- _The exercise_:
What lines of the data include the string "index"? Copy them all.

- _Data block_:
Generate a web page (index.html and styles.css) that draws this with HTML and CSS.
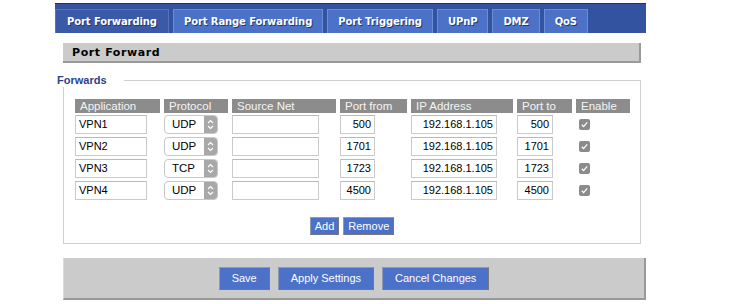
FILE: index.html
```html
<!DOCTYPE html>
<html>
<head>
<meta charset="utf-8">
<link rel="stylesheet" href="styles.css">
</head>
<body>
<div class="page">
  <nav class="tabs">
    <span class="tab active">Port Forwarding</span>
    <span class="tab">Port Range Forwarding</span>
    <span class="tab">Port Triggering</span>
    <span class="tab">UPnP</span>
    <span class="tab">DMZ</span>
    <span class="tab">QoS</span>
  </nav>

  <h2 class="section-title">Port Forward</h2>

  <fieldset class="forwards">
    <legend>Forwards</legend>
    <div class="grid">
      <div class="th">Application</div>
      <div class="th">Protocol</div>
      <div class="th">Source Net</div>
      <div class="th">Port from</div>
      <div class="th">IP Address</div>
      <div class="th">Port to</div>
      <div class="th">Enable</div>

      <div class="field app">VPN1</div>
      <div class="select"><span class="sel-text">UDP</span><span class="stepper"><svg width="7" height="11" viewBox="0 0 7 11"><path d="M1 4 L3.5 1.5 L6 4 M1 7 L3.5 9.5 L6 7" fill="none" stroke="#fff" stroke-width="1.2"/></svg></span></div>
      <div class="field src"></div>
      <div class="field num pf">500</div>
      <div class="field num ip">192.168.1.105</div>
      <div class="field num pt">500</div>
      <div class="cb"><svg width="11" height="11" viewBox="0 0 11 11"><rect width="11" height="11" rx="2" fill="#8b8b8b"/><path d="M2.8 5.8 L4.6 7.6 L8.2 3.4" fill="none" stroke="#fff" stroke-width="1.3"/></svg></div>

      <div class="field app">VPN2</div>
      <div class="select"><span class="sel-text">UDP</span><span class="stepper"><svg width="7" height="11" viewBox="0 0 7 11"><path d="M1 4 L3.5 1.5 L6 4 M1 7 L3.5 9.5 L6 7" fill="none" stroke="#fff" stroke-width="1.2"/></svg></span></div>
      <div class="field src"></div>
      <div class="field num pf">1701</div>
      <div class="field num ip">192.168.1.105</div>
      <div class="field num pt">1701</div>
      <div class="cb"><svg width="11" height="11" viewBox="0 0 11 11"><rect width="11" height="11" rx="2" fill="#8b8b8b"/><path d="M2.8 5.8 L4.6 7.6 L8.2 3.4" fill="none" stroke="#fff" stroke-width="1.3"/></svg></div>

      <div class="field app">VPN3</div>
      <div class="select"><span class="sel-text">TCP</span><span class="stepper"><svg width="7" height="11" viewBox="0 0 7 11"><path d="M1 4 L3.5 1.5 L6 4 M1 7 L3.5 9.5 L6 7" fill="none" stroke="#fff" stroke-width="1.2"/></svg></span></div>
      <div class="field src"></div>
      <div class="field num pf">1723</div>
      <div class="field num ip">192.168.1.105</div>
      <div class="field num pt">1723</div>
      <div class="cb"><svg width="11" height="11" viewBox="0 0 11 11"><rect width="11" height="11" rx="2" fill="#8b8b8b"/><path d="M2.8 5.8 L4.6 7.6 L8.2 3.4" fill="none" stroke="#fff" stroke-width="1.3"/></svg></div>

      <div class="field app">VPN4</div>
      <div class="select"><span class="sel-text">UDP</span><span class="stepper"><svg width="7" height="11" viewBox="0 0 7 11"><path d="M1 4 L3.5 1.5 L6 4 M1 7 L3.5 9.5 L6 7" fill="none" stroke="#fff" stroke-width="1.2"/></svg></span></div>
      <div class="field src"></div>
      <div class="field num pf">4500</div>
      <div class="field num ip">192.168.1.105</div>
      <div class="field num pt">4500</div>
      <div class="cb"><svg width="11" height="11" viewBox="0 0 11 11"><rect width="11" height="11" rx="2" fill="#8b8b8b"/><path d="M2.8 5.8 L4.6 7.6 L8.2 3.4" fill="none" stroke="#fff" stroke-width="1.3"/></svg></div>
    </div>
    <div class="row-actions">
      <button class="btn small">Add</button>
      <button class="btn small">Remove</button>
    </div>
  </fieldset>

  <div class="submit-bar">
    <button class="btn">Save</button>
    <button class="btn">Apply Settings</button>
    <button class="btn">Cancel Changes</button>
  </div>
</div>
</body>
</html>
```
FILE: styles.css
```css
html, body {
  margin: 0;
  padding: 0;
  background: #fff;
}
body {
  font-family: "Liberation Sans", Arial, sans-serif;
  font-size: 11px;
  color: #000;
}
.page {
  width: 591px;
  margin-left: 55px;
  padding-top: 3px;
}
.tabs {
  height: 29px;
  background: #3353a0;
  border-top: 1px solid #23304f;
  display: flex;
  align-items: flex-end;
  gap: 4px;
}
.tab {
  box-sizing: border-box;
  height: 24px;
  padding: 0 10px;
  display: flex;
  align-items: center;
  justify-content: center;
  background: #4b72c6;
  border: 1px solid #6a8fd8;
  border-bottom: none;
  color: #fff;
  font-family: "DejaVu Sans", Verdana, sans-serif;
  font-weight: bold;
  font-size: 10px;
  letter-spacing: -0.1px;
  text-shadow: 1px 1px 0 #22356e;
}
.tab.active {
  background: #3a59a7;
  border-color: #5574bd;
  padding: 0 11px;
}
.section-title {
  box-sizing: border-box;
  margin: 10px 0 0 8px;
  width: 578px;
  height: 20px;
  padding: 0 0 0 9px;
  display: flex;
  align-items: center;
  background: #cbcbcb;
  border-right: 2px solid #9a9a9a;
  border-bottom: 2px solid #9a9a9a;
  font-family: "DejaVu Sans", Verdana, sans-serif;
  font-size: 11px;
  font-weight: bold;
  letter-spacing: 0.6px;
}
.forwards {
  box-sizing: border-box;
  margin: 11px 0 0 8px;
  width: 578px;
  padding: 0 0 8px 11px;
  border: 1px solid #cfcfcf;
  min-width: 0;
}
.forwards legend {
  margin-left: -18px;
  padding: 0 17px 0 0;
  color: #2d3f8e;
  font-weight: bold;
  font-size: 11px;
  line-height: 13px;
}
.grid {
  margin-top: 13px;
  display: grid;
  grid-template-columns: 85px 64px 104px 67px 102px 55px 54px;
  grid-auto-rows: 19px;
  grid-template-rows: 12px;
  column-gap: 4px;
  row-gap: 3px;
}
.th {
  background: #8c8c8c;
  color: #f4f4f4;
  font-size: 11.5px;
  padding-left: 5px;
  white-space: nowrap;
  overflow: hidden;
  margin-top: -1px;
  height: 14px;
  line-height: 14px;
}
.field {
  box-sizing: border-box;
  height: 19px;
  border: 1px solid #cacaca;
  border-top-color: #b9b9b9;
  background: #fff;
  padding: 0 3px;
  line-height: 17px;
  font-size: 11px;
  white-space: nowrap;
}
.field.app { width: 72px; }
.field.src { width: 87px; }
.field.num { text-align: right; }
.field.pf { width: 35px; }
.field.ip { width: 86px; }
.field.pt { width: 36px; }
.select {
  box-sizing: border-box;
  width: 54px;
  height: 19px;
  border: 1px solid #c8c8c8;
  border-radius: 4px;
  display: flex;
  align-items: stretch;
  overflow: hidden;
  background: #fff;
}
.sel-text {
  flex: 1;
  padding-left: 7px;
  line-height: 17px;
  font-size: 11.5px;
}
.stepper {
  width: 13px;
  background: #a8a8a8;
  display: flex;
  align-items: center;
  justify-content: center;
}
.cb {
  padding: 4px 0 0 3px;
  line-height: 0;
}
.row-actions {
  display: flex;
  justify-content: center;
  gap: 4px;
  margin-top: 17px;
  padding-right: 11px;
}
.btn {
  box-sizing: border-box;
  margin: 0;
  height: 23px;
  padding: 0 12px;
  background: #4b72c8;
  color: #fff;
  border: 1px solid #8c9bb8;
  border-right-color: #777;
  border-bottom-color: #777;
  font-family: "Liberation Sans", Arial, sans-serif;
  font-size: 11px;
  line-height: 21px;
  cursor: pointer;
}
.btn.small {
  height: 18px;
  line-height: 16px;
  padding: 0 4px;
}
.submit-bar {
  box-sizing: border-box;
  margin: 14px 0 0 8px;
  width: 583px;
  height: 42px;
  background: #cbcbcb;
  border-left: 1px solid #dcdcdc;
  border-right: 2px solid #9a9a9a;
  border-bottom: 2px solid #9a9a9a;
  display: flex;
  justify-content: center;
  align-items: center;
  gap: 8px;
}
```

- _Exercise result_:
Generate a web page (index.html and styles.css) that draws this with HTML and CSS.
FILE: index.html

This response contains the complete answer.